Along with server and network security, host security should be among a network’s top security priorities. Furthermore, the most dangerous element in an organization is the end-users as they will directly interact with the company’s resources and network. This is why cybersecurity professionals need to secure their networks and resources against the potential threats from end-users, removable media, and peripherals.
What is host security?
With the advancement in technology, number of devices connecting to the network are also increasing and organization need to implement security policies, especially when these are not corporate devices. From handheld devices like phones and tablets, to the new work-from-home environment, there are more and more types of devices (hosts) being added to a network. It is of utmost importance that these devices are protected at all times, both software and hardware included. This is where host security comes in.
How do you manage devices and host security?
Two general areas that must be covered when dealing with network security devices are:
- Using protocols and software for protecting data. This method involves using software to help an organization protect internal network components like personal host-based firewalls and antivirus software.
- Addressing the physical components like network components, hardware, and physical security designs for securing the device.
How do you ensure security on a server?
Host security is an important part of server management for server administrators and web hosting providers. Some of the network security techniques that you can use are stated below.
1. Public Key Authentication for SSH
Organizations that want to secure their network needs to avoid using unencrypted access and opt for SSH, https, and SFTP. For better security, the organization should use SSH keys instead of password authentication on SSH. With this network security method, there will be no risk of a successful brute force attack on a weak password.
2. Strong Passwords
A secured server is usually a challenge for criminals. However, many server administrators often leave their server unsecured by using easily guessed passwords. Therefore it is best to use long and random passwords for restricting users with login type access.
A host-based firewall is a software or hardware device that helps to control how a service is exposed to a network and the types of traffic that can enter or go out of a given server. For better host security, organizations need a properly configured firewall to ensure that only publicly available services can be reached outside your servers.
4. Malware Scanning Software
You need a network defense mechanism to keep malicious individuals out of your server. Although some malicious individuals will manage to breach your server’s security, you will want to know about this as soon as possible. You will find lots of malware scanning software that you can install on your server.

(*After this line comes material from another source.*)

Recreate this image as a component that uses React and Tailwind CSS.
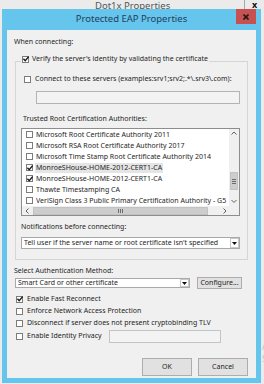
import React from 'react'

const certs = [
  { name: 'Microsoft Root Certificate Authority 2011', checked: false },
  { name: 'Microsoft RSA Root Certificate Authority 2017', checked: false },
  { name: 'Microsoft Time Stamp Root Certificate Authority 2014', checked: false },
  { name: 'MonroeSHouse-HOME-2012-CERT1-CA', checked: true, selected: true },
  { name: 'MonroeSHouse-HOME-2012-CERT1-CA', checked: true },
  { name: 'Thawte Timestamping CA', checked: false },
  { name: 'VeriSign Class 3 Public Primary Certification Authority - G5', checked: false },
]

function Check({ checked }) {
  return (
    <span className="w-[7px] h-[7px] shrink-0 border border-[#7c7c7c] bg-white flex items-center justify-center">
      {checked && (
        <svg width="6" height="6" viewBox="0 0 6 6" className="block overflow-visible">
          <path d="M0.4 2.8 L2.2 4.7 L5.6 0.6" fill="none" stroke="#1a1a1a" strokeWidth="1.4" />
        </svg>
      )}
    </span>
  )
}

function Chevron({ dir }) {
  const d = {
    up: 'M0.5 3.5 L3 1 L5.5 3.5',
    down: 'M0.5 1 L3 3.5 L5.5 1',
    left: 'M3.5 0.5 L1 3 L3.5 5.5',
    right: 'M1.5 0.5 L4 3 L1.5 5.5',
  }[dir]
  const vertical = dir === 'up' || dir === 'down'
  return (
    <svg width={vertical ? 6 : 5} height={vertical ? 5 : 6} viewBox={vertical ? '0 0 6 5' : '0 0 5 6'}>
      <path d={d} fill="none" stroke="#606060" strokeWidth="1" />
    </svg>
  )
}

function DropArrow() {
  return (
    <span className="w-[9px] h-full border border-[#c8c8c8] bg-white flex items-center justify-center">
      <svg width="5" height="3" viewBox="0 0 5 3">
        <path d="M0 0 H5 L2.5 3 Z" fill="#111" />
      </svg>
    </span>
  )
}

function Row({ checked, label, children, tall }) {
  return (
    <div className={`flex items-center gap-[4px] ${tall ? 'h-[14px]' : 'h-[12px]'}`}>
      <Check checked={checked} />
      {children ? (
        <>
          <span className="w-[78px] leading-[10px]">{label}</span>
          {children}
        </>
      ) : (
        <span className="leading-[10px]">{label}</span>
      )}
    </div>
  )
}

export default function App() {
  return (
    <div className="relative w-[264px] h-[384px] overflow-hidden bg-[#ebebeb] font-['Noto_Sans',sans-serif] text-[7px] text-[#1e1e1e]">
      {/* parent window behind */}
      <div className="flex h-[9px] overflow-hidden">
        <div className="flex-1 pl-[95px] pt-[2px] text-[9.5px] leading-[7px] text-[#555] overflow-hidden">Dot1x Properties</div>
        <div className="w-[20px] border-l border-[#a8a8a8] flex justify-center pt-[1px] text-[9px] leading-[8px] font-bold text-[#111]">x</div>
      </div>
      <div className="absolute left-[262px] top-[341px] w-[2px] overflow-hidden text-[9px] leading-[12px] text-[#c4c4c4]">
        <div>A</div>
        <div>S</div>
      </div>

      {/* dialog */}
      <div className="absolute left-[2px] top-[9px] w-[259px] h-[374px] bg-[#66c5ec] flex flex-col px-[5px] pb-[5px]">
        <div className="relative -mx-[5px] h-[21px] flex items-center justify-center text-[9.5px] text-[#213f5e]">
          Protected EAP Properties
          <div className="absolute right-[5px] top-0 w-[20px] h-[15px] bg-[#c75050] flex items-center justify-center">
            <svg width="6" height="6" viewBox="0 0 6 6">
              <path d="M0.5 0.5 L5.5 5.5 M5.5 0.5 L0.5 5.5" stroke="#1a1a1a" strokeWidth="1.6" />
            </svg>
          </div>
        </div>

        <div className="flex-1 bg-[#f0f0f0] flex flex-col">
          <div className="ml-[7px] mt-[7px] h-[10px] leading-[10px]">When connecting:</div>

          <fieldset className="ml-[8px] mt-[6px] w-[233px] border border-[#d5d5d5] pb-[10px]">
            <legend className="ml-[5px] px-[1px] h-[16px]">
              <div className="flex items-center gap-[3px] pt-[1px] h-[11px]">
                <Check checked />
                <span className="leading-[10px]">Verify the server's identity by validating the certificate</span>
              </div>
            </legend>

            <div className="ml-[8px] mt-[5px] h-[10px] flex items-center gap-[4px]">
              <Check />
              <span className="leading-[10px]">Connect to these servers (examples:srv1;srv2;.*\.srv3\.com):</span>
            </div>

            <div className="ml-[20px] mt-[7px] w-[204px] h-[13px] border border-[#b4b4b4] bg-[#f3f3f3]" />

            <div className="ml-[7px] mt-[10px] h-[10px] leading-[10px]">Trusted Root Certification Authorities:</div>

            <div className="ml-[5px] mt-[4px] w-[219px] h-[88px] border border-[#8d8d8d] bg-white flex flex-col">
              <div className="flex h-[77px]">
                <div className="flex-1 flex flex-col pl-[4px] overflow-hidden">
                  {certs.map((c, i) => (
                    <div key={i} className="h-[11px] flex items-center gap-[2px] whitespace-nowrap">
                      <Check checked={c.checked} />
                      <span className={`leading-[10px] px-[1px] ${c.selected ? 'bg-[#e5e5e5]' : ''}`}>{c.name}</span>
                    </div>
                  ))}
                </div>
                <div className="w-[10px] flex flex-col bg-[#f0f0f0]">
                  <div className="h-[9px] flex items-center justify-center">
                    <Chevron dir="up" />
                  </div>
                  <div className="flex-1 flex flex-col">
                    <div className="mt-[34px] h-[18px] mx-[1px] bg-[#cdcdcd] border border-[#c2c2c2] flex flex-col items-center justify-center gap-[1px]">
                      <div className="w-[4px] h-[1px] bg-[#6c6c6c]" />
                      <div className="w-[4px] h-[1px] bg-[#6c6c6c]" />
                      <div className="w-[4px] h-[1px] bg-[#6c6c6c]" />
                    </div>
                  </div>
                  <div className="h-[9px] flex items-center justify-center">
                    <Chevron dir="down" />
                  </div>
                </div>
              </div>
              <div className="flex h-[9px] bg-[#f0f0f0]">
                <div className="w-[10px] flex items-center justify-center">
                  <Chevron dir="left" />
                </div>
                <div className="flex-1 flex items-center">
                  <div className="ml-[1px] w-[175px] h-[8px] bg-[#cdcdcd] border border-[#c2c2c2] flex items-center justify-center gap-[1px]">
                    <div className="w-[1px] h-[4px] bg-[#6c6c6c]" />
                    <div className="w-[1px] h-[4px] bg-[#6c6c6c]" />
                    <div className="w-[1px] h-[4px] bg-[#6c6c6c]" />
                  </div>
                </div>
                <div className="w-[10px] flex items-center justify-center">
                  <Chevron dir="right" />
                </div>
                <div className="w-[10px] bg-[#f0f0f0]" />
              </div>
            </div>

            <div className="ml-[5px] mt-[6px] h-[10px] leading-[10px]">Notifications before connecting:</div>

            <div className="ml-[5px] mt-[5px] w-[219px] h-[12px] border border-[#a9a9a9] bg-white flex items-center">
              <span className="flex-1 pl-[2px] leading-[10px] whitespace-nowrap overflow-hidden">
                Tell user if the server name or root certificate isn't specified
              </span>
              <DropArrow />
            </div>
          </fieldset>

          <div className="ml-[7px] mt-[6px] h-[10px] leading-[10px]">Select Authentication Method:</div>

          <div className="ml-[8px] mt-[1px] h-[12px] flex items-center">
            <div className="w-[175px] h-[10px] border border-[#a9a9a9] bg-white flex items-center">
              <span className="flex-1 pl-[2px] leading-[8px]">Smart Card or other certificate</span>
              <DropArrow />
            </div>
            <div className="ml-[7px] w-[45px] h-[12px] border border-[#adadad] bg-[#e1e1e1] flex items-center justify-center leading-[10px]">
              Configure...
            </div>
          </div>

          <div className="ml-[9px] mt-[4px] flex flex-col">
            <Row checked label="Enable Fast Reconnect" />
            <Row label="Enforce Network Access Protection" />
            <Row label="Disconnect if server does not present cryptobinding TLV" />
            <Row label="Enable Identity Privacy" tall>
              <div className="w-[112px] h-[13px] border border-[#c4c4c4] bg-[#f3f3f3]" />
            </Row>
          </div>

          <div className="mt-[15px] pr-[8px] flex justify-end gap-[6px]">
            <div className="w-[50px] h-[18px] border border-[#adadad] bg-[#e1e1e1] flex items-center justify-center">OK</div>
            <div className="w-[50px] h-[18px] border border-[#adadad] bg-[#e1e1e1] flex items-center justify-center">Cancel</div>
          </div>
        </div>
      </div>
    </div>
  )
}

5. Keep Software Up-To-Date
Generally, out-of-date software may likely comprise of security weaknesses that hackers can use to breach your server. Therefore organizations need to ensure that they use updated software.
6. Regular Backup
Although this may not be considered as a security measure, the major reason for securing a server is to keep the data stored. Since it is impossible to guarantee that a server will not be breached, organizations need to back up and encrypt their data in an offsite location. Organizations can then perform testing of recovery from backups regularly to neutralize ransomware attacks.
7. Monitor Logs
One of the essential security tools is the log. This is because a server gathers information about what it does and who connects to it. Furthermore, the patterns in the data collected can then show the malicious behavior or security compromises. There are several apps that you can use to monitor your server’s logs.
Some of the other tips that you can use to manage your server and network security are turning off unnecessary services, isolate the execution environment, through file auditing and intrusion detection system, etc.
Become a Certified Network Defender
EC-Council’s Certified Network Defender (CND) is a lab-intensive and hands-on network security training that focuses on creating network administrators that can protect, detect, and respond to any threats on the network system. In this training program, you will learn the various techniques used to ensure host security. Learn more on the program page.
How can we protect data security?
There are lots of ways that you can improve and protect data security. Some of them are beefing up password requirements, setting up two-factor authentication, encrypting data on the device, encrypting cloud data, securing your login information, limiting admin access, locking up your hard copy files, backup and update your data, etc.
What is network security?
Network security is a broad term that covers a multitude of technologies, devices, and processes. In its simplest term, it is a set of rules and configurations designed to protect the integrity, confidentiality, and accessibility of computer networks and data.